From its inception, classical liberalism has always been intensely and intimately bound up with the great political happenings of its day. Born in 17th-​century England from the parliamentary struggles against absolute monarchy, it became the inspiration for both the American and French Revolutions, as well as for the movement toward economic liberalization in Europe in the first 70 years of the 19th century. Owing to political rivalries among the European powers, the trend toward economic liberalization was reversed in the last third of the 19th century, until intensifying economic and political rivalries erupted into the First World War. That war triggered the Russian Revolution of 1917 and the subsequent Soviet socialist experiment, which, in its initial stages at least, convinced many Western observers that collectivism was the shape of things to come. The subsequent worldwide economic depression of the 1930s and the virtual collapse of classical liberal ideology made possible the rise of Fascism in Italy, National Socialism in Germany, and other collectivist movements in many countries.

All those 20th-​century developments reinforced the endogenous collectivist political tendencies that had been in the ascendant in Europe and America during the first half of the 20th century and that, for a long time, had seen the almost total eclipse of classical liberal thought.
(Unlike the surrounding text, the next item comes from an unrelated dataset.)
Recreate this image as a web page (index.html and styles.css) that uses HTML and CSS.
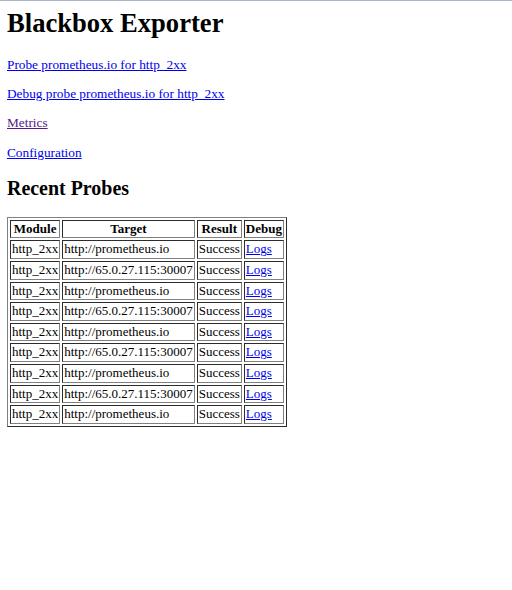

For much of the 20th century, only a few lone authentically classical liberal voices, such as those of Mises and Hayek, could be heard amid the clamor for ever more state intervention. A major step in the reinvigoration of classical liberalism was taken in 1947, when, under the aegis of F. A. Hayek, the Mont Pelerin Society was formed with the initial intention of reviving liberal thought at the highest levels. Thirty-​nine participants from 10 countries took part in the first meeting. The 1950s, 1960s, and 1970s saw a growing band of classical liberal authors, such as Milton Friedman, Ayn Rand, Murray Rothbard, and Robert Nozick, emerge as prominent advocates of classical liberal ideas. Together they sounded a growing note of dissent against the collectivist consensus that had dominated public life for a generation after the end of the Second World War. Doubtless the prestige of their ideas received a boost from the collapse of Soviet communism at the end of the 1980s, which had long been foretold by Mises and Hayek to a largely incredulous Western intellectual establishment.
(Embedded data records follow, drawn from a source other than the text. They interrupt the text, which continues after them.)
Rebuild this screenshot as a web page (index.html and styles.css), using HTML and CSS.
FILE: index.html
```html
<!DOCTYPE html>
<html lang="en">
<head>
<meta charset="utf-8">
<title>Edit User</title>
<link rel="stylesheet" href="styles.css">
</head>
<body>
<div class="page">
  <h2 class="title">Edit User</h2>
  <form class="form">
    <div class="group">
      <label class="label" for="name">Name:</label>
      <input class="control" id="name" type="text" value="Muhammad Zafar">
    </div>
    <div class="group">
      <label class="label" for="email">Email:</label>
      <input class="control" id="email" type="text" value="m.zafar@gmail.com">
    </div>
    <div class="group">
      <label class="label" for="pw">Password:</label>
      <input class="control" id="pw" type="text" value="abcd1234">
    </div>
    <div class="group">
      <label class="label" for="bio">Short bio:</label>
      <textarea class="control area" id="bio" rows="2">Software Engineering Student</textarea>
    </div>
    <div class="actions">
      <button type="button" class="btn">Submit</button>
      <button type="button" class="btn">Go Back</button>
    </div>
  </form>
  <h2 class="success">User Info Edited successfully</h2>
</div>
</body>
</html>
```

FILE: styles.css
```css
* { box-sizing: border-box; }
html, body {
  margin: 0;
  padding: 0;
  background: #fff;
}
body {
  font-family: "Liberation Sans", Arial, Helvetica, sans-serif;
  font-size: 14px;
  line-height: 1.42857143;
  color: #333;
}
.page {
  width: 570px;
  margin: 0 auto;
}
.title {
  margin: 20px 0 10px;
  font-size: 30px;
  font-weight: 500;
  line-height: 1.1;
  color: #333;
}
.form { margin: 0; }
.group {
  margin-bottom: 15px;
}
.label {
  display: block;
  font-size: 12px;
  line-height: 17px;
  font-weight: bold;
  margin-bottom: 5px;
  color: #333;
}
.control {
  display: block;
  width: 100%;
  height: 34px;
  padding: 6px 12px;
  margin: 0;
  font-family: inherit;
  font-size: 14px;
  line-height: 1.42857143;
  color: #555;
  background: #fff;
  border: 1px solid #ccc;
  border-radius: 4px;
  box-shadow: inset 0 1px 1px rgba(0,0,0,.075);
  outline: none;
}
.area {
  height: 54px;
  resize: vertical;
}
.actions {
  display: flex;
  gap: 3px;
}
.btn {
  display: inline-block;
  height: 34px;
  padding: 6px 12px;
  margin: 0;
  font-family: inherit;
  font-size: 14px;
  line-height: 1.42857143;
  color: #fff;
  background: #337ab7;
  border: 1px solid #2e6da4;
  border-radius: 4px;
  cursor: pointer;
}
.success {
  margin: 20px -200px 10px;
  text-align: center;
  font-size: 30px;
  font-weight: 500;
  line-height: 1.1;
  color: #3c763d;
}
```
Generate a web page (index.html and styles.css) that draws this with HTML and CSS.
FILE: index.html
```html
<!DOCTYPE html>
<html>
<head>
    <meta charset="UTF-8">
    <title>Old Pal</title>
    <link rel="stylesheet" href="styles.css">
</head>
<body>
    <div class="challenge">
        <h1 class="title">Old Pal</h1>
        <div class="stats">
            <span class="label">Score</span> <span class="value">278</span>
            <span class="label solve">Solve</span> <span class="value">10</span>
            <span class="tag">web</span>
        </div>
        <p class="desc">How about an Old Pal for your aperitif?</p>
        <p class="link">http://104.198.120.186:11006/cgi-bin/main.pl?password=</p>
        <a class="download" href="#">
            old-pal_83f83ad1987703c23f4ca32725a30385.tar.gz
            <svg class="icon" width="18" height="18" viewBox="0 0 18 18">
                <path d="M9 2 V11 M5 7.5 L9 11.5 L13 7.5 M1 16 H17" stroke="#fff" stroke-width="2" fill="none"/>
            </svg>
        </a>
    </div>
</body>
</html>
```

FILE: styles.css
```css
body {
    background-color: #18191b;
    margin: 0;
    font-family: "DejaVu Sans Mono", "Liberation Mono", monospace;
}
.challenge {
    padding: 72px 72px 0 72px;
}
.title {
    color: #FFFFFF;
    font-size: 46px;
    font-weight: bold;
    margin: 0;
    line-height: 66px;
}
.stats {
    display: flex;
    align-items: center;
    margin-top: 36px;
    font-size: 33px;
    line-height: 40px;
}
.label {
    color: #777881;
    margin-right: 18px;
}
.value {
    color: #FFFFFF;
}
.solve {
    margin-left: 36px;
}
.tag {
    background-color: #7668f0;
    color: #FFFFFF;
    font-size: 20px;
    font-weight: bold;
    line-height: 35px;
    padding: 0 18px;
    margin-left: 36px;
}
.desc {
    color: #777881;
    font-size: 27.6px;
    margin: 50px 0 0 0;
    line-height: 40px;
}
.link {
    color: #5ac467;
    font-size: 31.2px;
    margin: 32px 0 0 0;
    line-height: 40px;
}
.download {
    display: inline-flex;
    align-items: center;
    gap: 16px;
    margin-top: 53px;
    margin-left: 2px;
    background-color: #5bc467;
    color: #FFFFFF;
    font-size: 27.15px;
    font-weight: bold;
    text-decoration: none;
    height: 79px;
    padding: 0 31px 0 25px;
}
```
Since the collapse of Soviet communism, recognition of the superiority of markets over state planning, and of competition over monopolistic public provision, has become fairly ubiquitous. Similarly, faith in the ability of even democratically legitimated governments to provide welfare or actively manage social processes has diminished substantially. There has been a corresponding increase understanding of both the limits of power and the merits of individual rights, toleration, and limited government. Classical liberal or libertarian ideals still remain quite imperfectly realized and will require much more education, research, and advocacy for them to become the dominant themes of political life. F. A. Hayek concluded his influential 1949 essay “The Intellectuals and Socialism” with a challenge:

Unless we can make the philosophic foundations of a free society once more a living intellectual issue, and its implementation a task which challenges the ingenuity and imagination of our liveliest minds, the prospects of freedom are indeed dark. But if we can regain that belief in the power of ideas which was the mark of liberalism at its best, the battle is not lost. The intellectual revival of liberalism is already underway in many parts of the world. Will it be in time?
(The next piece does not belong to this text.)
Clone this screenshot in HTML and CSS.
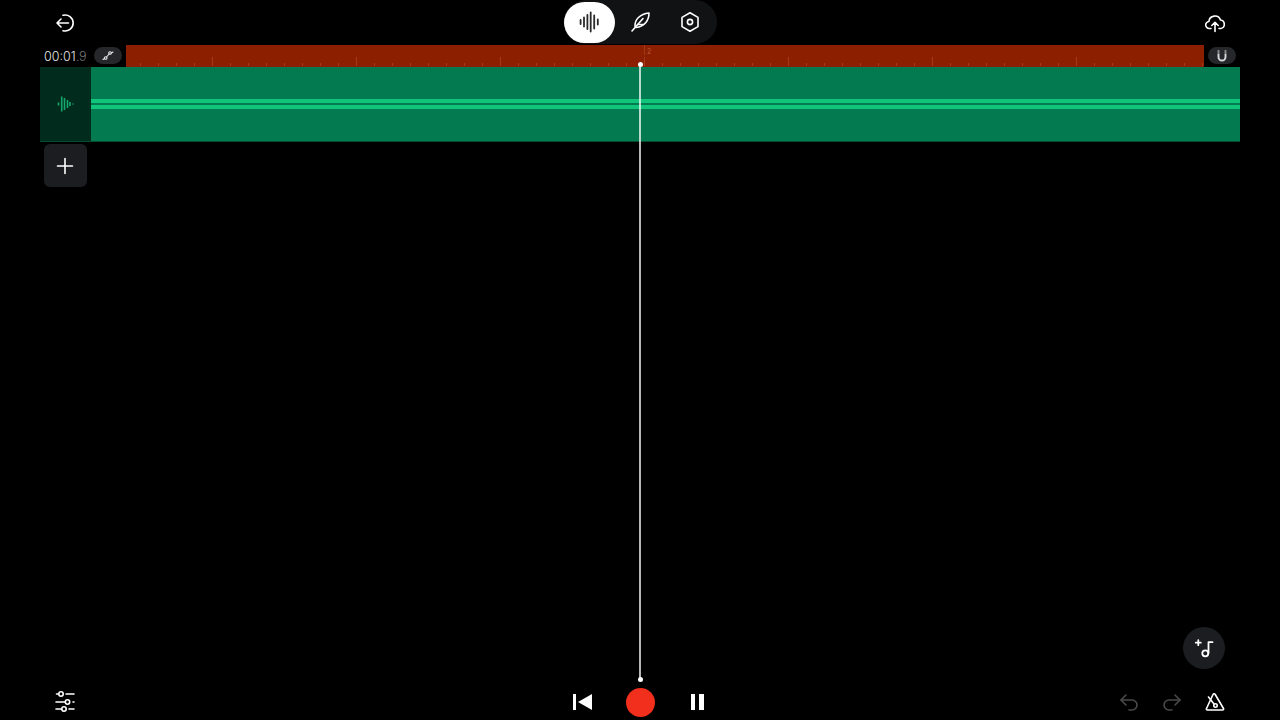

The growth of modern libertarianism since Hayek issued his challenge is a testament to the power of ideas.

Further Readings

Bastiat, Frédéric. Selected Essays on Political Economy. Irvingtonon- Hudson, NY: Foundation for Economic Education, 1995.

Bentham, Jeremy. The Theory of Legislation. Bombay and New York: Tripathi and Oceana, 1975.

Bramsted, E. K., and K. J. Melhuish, eds. Western Liberalism: A History in Documents from Locke to Croce. London: Longman Group, 1978.

Constant, Benjamin. Political Writings. Biancamaria Fontana, ed. Cambridge, MA: University Press, 1988.

Conway, David. Classical Liberalism: The Unvanquished Ideal. Basingstoke, UK, and New York: Macmillan and St. Martin’s Press, 1995.

Friedman, Milton. Capitalism and Freedom. Chicago and London: University of Chicago Press, 1962.

Hayek, Friedrich. The Constitution of Liberty. London and Henley, UK: Routledge, 1960.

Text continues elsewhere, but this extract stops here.